Code for all three methods is given below.

import numpy as np

np.random.seed(1)
data = np.random.randn(100) + 5.
mu_mle = np.mean(data)

n_sims = 10**5
n_samples = data.size

print('95% CI delta method: [{:.3f}, {:.3f}]'.format(
    (1. - 2. / np.sqrt(n_samples)) * np.exp(mu_mle),
    (1. + 2. / np.sqrt(n_samples)) * np.exp(mu_mle)))

samples = np.random.randn(n_sims, n_samples) + mu_mle
theta_mles = np.exp(np.mean(samples, axis=1))
se_parametric_bootstrap = np.std(theta_mles)
print('95% CI parametric bootstrap: [{:.3f}, {:.3f}]'.format(
    np.exp(mu_mle) - 2. * se_parametric_bootstrap,
    np.exp(mu_mle) + 2. * se_parametric_bootstrap))

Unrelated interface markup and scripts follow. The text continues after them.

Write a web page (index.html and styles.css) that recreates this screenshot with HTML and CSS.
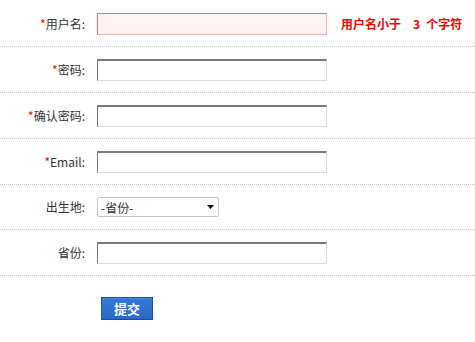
FILE: index.html
```html
<!DOCTYPE html>
<html lang="zh">
<head>
<meta charset="utf-8">
<title>注册</title>
<link rel="stylesheet" href="styles.css">
</head>
<body>
<form class="reg-form">
  <div class="row">
    <label class="label"><span class="req">*</span>用户名:</label>
    <div class="field">
      <input class="text error" type="text">
      <span class="msg">用户名小于&nbsp; 3 个字符</span>
    </div>
  </div>
  <div class="row">
    <label class="label"><span class="req">*</span>密码:</label>
    <div class="field"><input class="text" type="password"></div>
  </div>
  <div class="row">
    <label class="label"><span class="req">*</span>确认密码:</label>
    <div class="field"><input class="text" type="password"></div>
  </div>
  <div class="row">
    <label class="label"><span class="req">*</span>Email:</label>
    <div class="field"><input class="text" type="text"></div>
  </div>
  <div class="row row-select">
    <label class="label">出生地:</label>
    <div class="field">
      <div class="select-wrap">
        <select class="select"><option>-省份-</option></select>
        <svg class="arrow" width="7" height="4" viewBox="0 0 7 4"><path d="M0 0H7L3.5 4Z" fill="#000"/></svg>
      </div>
    </div>
  </div>
  <div class="row">
    <label class="label">省份:</label>
    <div class="field"><input class="text" type="text"></div>
  </div>
  <div class="actions">
    <button class="submit" type="button">提交</button>
  </div>
</form>
</body>
</html>
```
FILE: styles.css
```css
* { box-sizing: border-box; }
html, body { margin: 0; padding: 0; background: #fff; }
body {
  font-family: "Noto Sans CJK SC", "Liberation Sans", sans-serif;
  font-size: 12px;
  color: #333;
}
.reg-form { padding-top: 1px; }
.row {
  display: flex;
  align-items: center;
  height: 46px;
  border-bottom: 1px dotted #c8c8c8;
}
.row-select { height: 45px; }
.label {
  width: 86px;
  text-align: right;
  padding-right: 1px;
  line-height: 16px;
  color: #333;
}
.req { color: #f00; }
.field {
  margin-left: 11px;
  display: flex;
  align-items: center;
}
.text {
  width: 230px;
  height: 22px;
  margin: 0;
  padding: 0 3px;
  font: inherit;
  border: 1px solid;
  border-color: #7a7a7a #dcdcdc #dcdcdc #7a7a7a;
  border-top-width: 2px;
  background: #fff;
  outline: none;
}
.text.error {
  border-color: #ff6b6b #ffb4b4 #ffb4b4 #ff6b6b;
  border-top-width: 1px;
  background: #fff3f3;
}
.msg {
  margin-left: 14px;
  color: #f00;
  font-weight: bold;
  font-size: 12px;
  word-spacing: 3.3px;
  white-space: nowrap;
}
.select-wrap {
  position: relative;
  width: 122px;
  height: 20px;
}
.select {
  -webkit-appearance: none;
  appearance: none;
  width: 122px;
  height: 20px;
  margin: 0;
  padding: 0 0 0 3px;
  font: inherit;
  color: #333;
  border: 1px solid #c6c6c6;
  border-radius: 2px;
  background: #fff;
  outline: none;
}
.arrow {
  position: absolute;
  right: 5px;
  top: 8px;
  pointer-events: none;
}
.actions {
  padding: 21px 0 0 101px;
}
.submit {
  width: 52px;
  height: 23px;
  margin: 0;
  padding: 0;
  border: 1px solid #1b4f9c;
  background: linear-gradient(#4a8ae0 0, #3478d6 2px, #2a68c4 100%);
  color: #fff;
  font-family: inherit;
  font-size: 13px;
  font-weight: bold;
  line-height: 21px;
  cursor: pointer;
}
```
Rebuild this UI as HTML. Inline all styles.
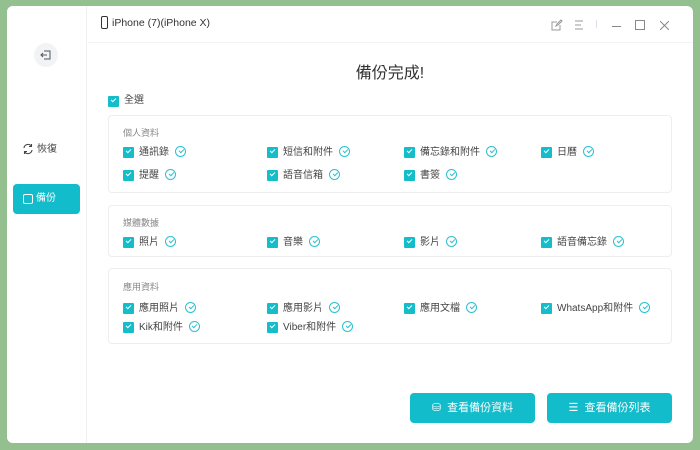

indices = np.random.randint(n_samples, size=[n_sims * n_samples])
samples = data[indices]
splits = np.split(samples, n_sims)
theta_mles = np.empty([n_sims])
for i, split in enumerate(splits):
    theta_mles[i] = np.exp(np.mean(split))
se_bootstrap = np.std(theta_mles)
print('95% CI non-parametric bootstrap: [{:.3f}, {:.3f}]'.format(
    np.exp(mu_mle) - 2. * se_bootstrap,
    np.exp(mu_mle) + 2. * se_bootstrap))

b)

10.

a)

The CDF of \(\hat{\theta}\) is \(F(y) = (y / \theta)^n\). This, along with CDFs of bootstrap estimators, are plotted below.

b)

The parametric bootstrap estimator of this parameter has a continuous distribution and hence zero probability of being equal to \(\hat{\theta}\) exactly. Let \(\hat{\theta}^{*}=\max_{1\leq i\leq n}X_{i}^{*}\) be the non-parametric bootstrap estimator. Note that

\[\mathbb{P}(\hat{\theta}^{*}=\hat{\theta})=1-\mathbb{P}(\hat{\theta}^{*}\neq X_{(n)})=1-\left(1-1/n\right)^{n}\rightarrow1-1/e\approx0.632.\]

That is, the non-parametric bootstrap estimator has a good chance of being equal to the MLE. These phenomena are visibile in the plot above.